Con apenas horas de haber sido elegido presidente ya estaba el hombre pidiendo perdón por haber confundido un país con otro y no saberse el nombre del presidente
paquistaní con quien se entrevistaría esa misma tarde. En esos mismos días volvería a pedir disculpas por un error de bulto en la misma Casa Blanca, al pensar cerrados los micrófonos que estaban abiertos. Mal momento el que eligió para llamar “pedazo de sica, y no de cualquier sica sino de una “sica de primera”, a un periodista que, tal vez fuera una sica, pero no era sordo.

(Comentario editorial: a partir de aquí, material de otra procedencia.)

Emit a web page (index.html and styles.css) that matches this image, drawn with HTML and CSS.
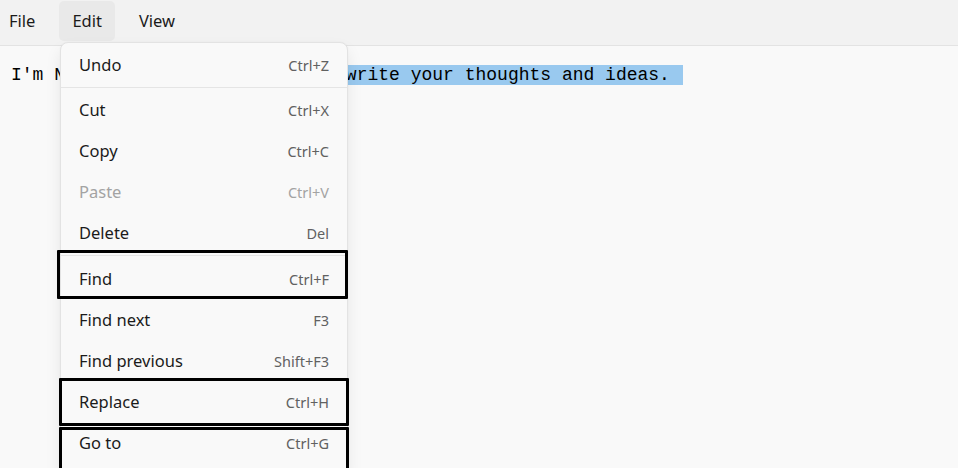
FILE: index.html
```html
<!DOCTYPE html>
<html lang="en">
<head>
<meta charset="utf-8">
<title>Notepad - Edit menu</title>
<link rel="stylesheet" href="styles.css">
</head>
<body>
<div class="app">
  <nav class="menubar">
    <span class="mb-item first">File</span>
    <span class="mb-item active">Edit</span>
    <span class="mb-item">View</span>
  </nav>
  <main class="editor">
    <p class="line">I'm Notepad. <span class="sel">A simple place to write your thoughts and ideas. </span></p>
  </main>

  <div class="menu">
    <div class="item"><span class="label">Undo</span><span class="key">Ctrl+Z</span></div>
    <div class="sep"></div>
    <div class="item"><span class="label">Cut</span><span class="key">Ctrl+X</span></div>
    <div class="item"><span class="label">Copy</span><span class="key">Ctrl+C</span></div>
    <div class="item disabled"><span class="label">Paste</span><span class="key">Ctrl+V</span></div>
    <div class="item"><span class="label">Delete</span><span class="key">Del</span></div>
    <div class="sep sep-wide"></div>
    <div class="item"><span class="label">Find</span><span class="key">Ctrl+F</span></div>
    <div class="item"><span class="label">Find next</span><span class="key">F3</span></div>
    <div class="item"><span class="label">Find previous</span><span class="key">Shift+F3</span></div>
    <div class="item"><span class="label">Replace</span><span class="key">Ctrl+H</span></div>
    <div class="item"><span class="label">Go to</span><span class="key">Ctrl+G</span></div>
  </div>

  <div class="mark mark-find"></div>
  <div class="mark mark-replace"></div>
  <div class="mark mark-goto"></div>
</div>
</body>
</html>
```
FILE: styles.css
```css
* { box-sizing: border-box; }

html, body {
  margin: 0;
  padding: 0;
  width: 958px;
  height: 468px;
  overflow: hidden;
  background: #f9f9f9;
}

.app {
  position: relative;
  width: 958px;
  height: 468px;
  overflow: hidden;
  font-family: "Noto Sans", "Open Sans", sans-serif;
  color: #1b1b1b;
}

.menubar {
  display: flex;
  align-items: flex-start;
  gap: 11px;
  height: 46px;
  padding-top: 1px;
  background: #f2f2f2;
  border-bottom: 1px solid #e3e3e3;
}

.mb-item {
  display: flex;
  align-items: center;
  height: 40px;
  padding: 0 13px 1px;
  border-radius: 5px;
  font-size: 16.5px;
  color: #1b1b1b;
}

.mb-item.first {
  padding-left: 9px;
}

.mb-item.active {
  background: #e9e9e9;
}

.editor {
  padding: 20px 11px;
}

.line {
  margin: 0;
  font-family: "Liberation Mono", "DejaVu Sans Mono", monospace;
  font-size: 18px;
  line-height: 19px;
  color: #000;
  white-space: pre;
}

.sel {
  background: #99c9ef;
  padding-right: 2px;
}

.menu {
  position: absolute;
  left: 60px;
  top: 42px;
  width: 288px;
  padding: 1px 0 12px;
  background: #f9f9f9;
  border: 1px solid #e3e3e3;
  border-radius: 8px;
  box-shadow: 0 8px 16px rgba(0, 0, 0, 0.08), 0 0 2px rgba(0, 0, 0, 0.04);
}

.item {
  display: flex;
  align-items: center;
  justify-content: space-between;
  height: 41px;
  padding: 0 18px;
}

.label {
  font-size: 16.5px;
  color: #1b1b1b;
}

.key {
  font-size: 14.5px;
  color: #616161;
}

.item.disabled .label,
.item.disabled .key {
  color: #a3a3a3;
}

.sep {
  height: 1px;
  margin: 2px 0 1px;
  background: #e5e5e5;
}

.sep.sep-wide {
  margin: 2px 0 2px;
}

.mark {
  position: absolute;
  border: 3px solid #000;
  border-radius: 1px;
}

.mark-find {
  left: 57px;
  top: 250px;
  width: 291px;
  height: 49px;
}

.mark-replace {
  left: 59px;
  top: 378px;
  width: 290px;
  height: 48px;
}

.mark-goto {
  left: 59px;
  top: 427px;
  width: 290px;
  height: 60px;
}
```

Su última disculpa fue aceptar, antes de irse, que la guerra de Iraq no había terminado a pesar que él había declarado el fin de la guerra, precisamente, el mismo día en que comenzaba. De una guerra que ostenta entre otros récords el de ser la que más vidas de periodistas se han cobrado los errores de los marines. Entre ellos, el periodista español Couso, fusilado a obuses por un tanque estadounidense, junto a otro informador, en lo que la Audiencia Nacional Española calificó de “error habitual en toda guerra” y para el que sólo caben las disculpas.

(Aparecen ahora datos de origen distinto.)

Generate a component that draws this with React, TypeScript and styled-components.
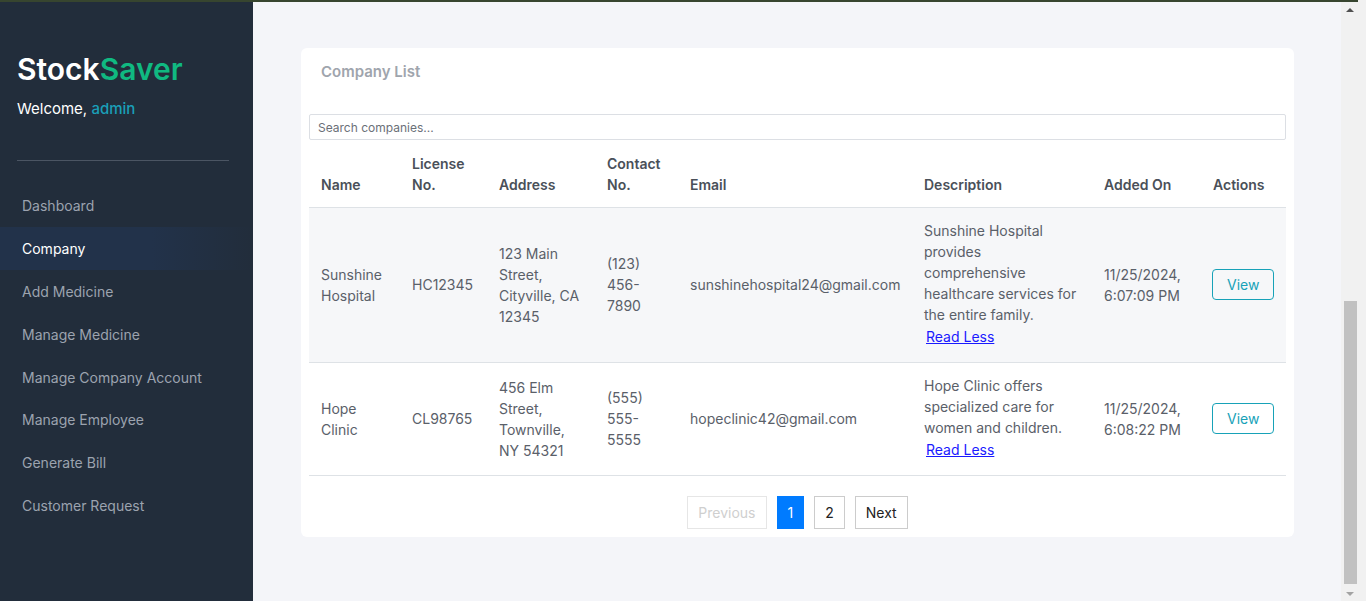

Y Obama no se está quedando atrás a la hora de pedir disculpas. Ya como candidato pidió disculpas a dos mujeres musulmanas a las que se prohibió fotografiarse con él por llevar hiyab; después pediría disculpas a los discapacitados por bromear sobre su puntaje en el salón de boliche que tiene en la Casa Blanca; se disculparía con los estadounidenses de bajos ingresos a los que llamó “amargados”; y pidió disculpas, al mismo tiempo, por la detención de un profesor negro de Harvard y por calificar como estúpida la detención. También pidió disculpas porque su Air Force One, con él a bordo, sobrevolara a baja altura Manhattan causando el pánico entre la población. A los cinco meses de mandato, con el respaldo del Senado, Obama pidió disculpas a los negros por los siglos de esclavitud padecida y, más recientemente, insistió en sus disculpas por los errores antiterroristas en los controles de seguridad.

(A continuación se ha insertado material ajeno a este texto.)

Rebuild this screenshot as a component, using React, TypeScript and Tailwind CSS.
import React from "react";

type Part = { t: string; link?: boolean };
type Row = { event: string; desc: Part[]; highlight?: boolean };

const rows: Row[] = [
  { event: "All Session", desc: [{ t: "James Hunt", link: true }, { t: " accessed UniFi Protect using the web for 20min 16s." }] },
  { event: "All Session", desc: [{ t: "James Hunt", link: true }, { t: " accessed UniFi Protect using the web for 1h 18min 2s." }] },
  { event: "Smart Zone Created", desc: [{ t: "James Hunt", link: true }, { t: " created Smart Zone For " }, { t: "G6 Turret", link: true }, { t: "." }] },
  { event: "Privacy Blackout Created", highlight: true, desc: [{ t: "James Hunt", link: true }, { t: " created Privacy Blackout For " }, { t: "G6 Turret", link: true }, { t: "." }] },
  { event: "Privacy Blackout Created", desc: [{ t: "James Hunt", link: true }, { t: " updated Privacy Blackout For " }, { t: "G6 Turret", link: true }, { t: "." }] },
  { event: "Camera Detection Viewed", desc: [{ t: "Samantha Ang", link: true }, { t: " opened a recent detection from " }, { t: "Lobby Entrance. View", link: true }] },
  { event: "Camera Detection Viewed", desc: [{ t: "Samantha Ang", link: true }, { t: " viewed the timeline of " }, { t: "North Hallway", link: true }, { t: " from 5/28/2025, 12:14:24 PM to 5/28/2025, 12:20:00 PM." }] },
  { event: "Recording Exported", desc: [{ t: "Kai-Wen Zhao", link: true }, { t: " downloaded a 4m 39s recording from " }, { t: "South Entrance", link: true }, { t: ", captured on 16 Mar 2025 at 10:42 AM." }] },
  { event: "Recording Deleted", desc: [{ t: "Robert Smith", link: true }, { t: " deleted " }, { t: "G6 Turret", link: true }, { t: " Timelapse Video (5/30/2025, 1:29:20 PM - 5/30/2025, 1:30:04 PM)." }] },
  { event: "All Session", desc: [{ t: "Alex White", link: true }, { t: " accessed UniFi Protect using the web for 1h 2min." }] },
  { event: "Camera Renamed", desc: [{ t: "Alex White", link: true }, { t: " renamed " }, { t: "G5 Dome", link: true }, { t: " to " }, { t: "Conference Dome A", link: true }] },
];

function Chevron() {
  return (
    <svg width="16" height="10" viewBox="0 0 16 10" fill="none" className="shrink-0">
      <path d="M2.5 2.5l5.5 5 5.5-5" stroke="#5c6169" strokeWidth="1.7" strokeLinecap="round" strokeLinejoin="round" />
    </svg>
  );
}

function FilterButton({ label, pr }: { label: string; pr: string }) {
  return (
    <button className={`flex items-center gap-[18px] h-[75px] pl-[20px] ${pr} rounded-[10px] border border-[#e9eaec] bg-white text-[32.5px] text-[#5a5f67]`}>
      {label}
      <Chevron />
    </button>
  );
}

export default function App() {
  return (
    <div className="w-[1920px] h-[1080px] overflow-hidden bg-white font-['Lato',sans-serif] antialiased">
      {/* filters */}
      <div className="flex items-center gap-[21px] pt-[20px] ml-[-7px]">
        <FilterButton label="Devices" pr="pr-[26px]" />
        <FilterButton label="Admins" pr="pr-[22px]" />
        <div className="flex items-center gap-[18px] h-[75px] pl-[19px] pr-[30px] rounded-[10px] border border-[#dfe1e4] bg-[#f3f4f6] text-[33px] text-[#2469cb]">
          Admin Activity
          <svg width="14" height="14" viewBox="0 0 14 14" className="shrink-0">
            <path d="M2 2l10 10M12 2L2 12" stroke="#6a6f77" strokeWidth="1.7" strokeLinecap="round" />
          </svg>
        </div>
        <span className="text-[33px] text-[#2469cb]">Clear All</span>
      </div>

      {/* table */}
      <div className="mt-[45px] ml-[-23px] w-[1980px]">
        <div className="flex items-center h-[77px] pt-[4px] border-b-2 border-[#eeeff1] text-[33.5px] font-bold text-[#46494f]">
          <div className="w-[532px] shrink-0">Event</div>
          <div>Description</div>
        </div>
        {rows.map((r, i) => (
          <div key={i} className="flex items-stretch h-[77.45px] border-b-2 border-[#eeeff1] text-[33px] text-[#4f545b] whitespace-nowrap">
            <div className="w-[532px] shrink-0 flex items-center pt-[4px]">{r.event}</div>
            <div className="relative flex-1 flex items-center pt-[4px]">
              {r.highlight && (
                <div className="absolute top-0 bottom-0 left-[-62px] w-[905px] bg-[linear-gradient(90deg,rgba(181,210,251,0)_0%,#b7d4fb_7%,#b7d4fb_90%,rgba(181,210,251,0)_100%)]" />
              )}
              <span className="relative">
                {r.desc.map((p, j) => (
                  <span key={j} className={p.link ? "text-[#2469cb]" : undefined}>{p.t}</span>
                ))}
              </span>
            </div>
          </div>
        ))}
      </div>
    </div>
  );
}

Hace algunos meses el FBI pedía disculpas por usar el rostro de un político español como retrato robot de Ben Laden, mientras la casa Blanca se disculpaba por llamar “retrasados” a grupos liberales. Y la CIA también pedía perdón por el error cometido al ordenar en el 2001 a la Fuerza Aérea Peruana derribar una avioneta cargada de narcotraficantes sobre la selva del país andino, que resultó ser una familia misionera estadounidense.
Suerte que, para ser reconocidos, los errores deben aportar a su desatino su condición de pasado. Ahora, por ejemplo, es tiempo de lamentar los mil quinientos guatemaltecos que sirvieron a Estados Unidos como conejillos de indias hace 62 años. Al futuro se subordina el reconocimiento de las culpas y disculpas, que hoy se niegan.
Sólo el paso de un tiempo prudente puede, en el mejor de los casos, abrir los archivos. Estados Unidos debiera establecer cuanto antes una Secretaría de Estado de Disculpas, porque son tantas y tan repetidas las que debe estar concediendo por todas partes del mundo a causa de sus constantes infamias, que sólo institucionalizándolas va a poder dar curso a todas las disculpas habidas y pendientes.
Claro que, errar puede ser un derecho pero nunca un oficio.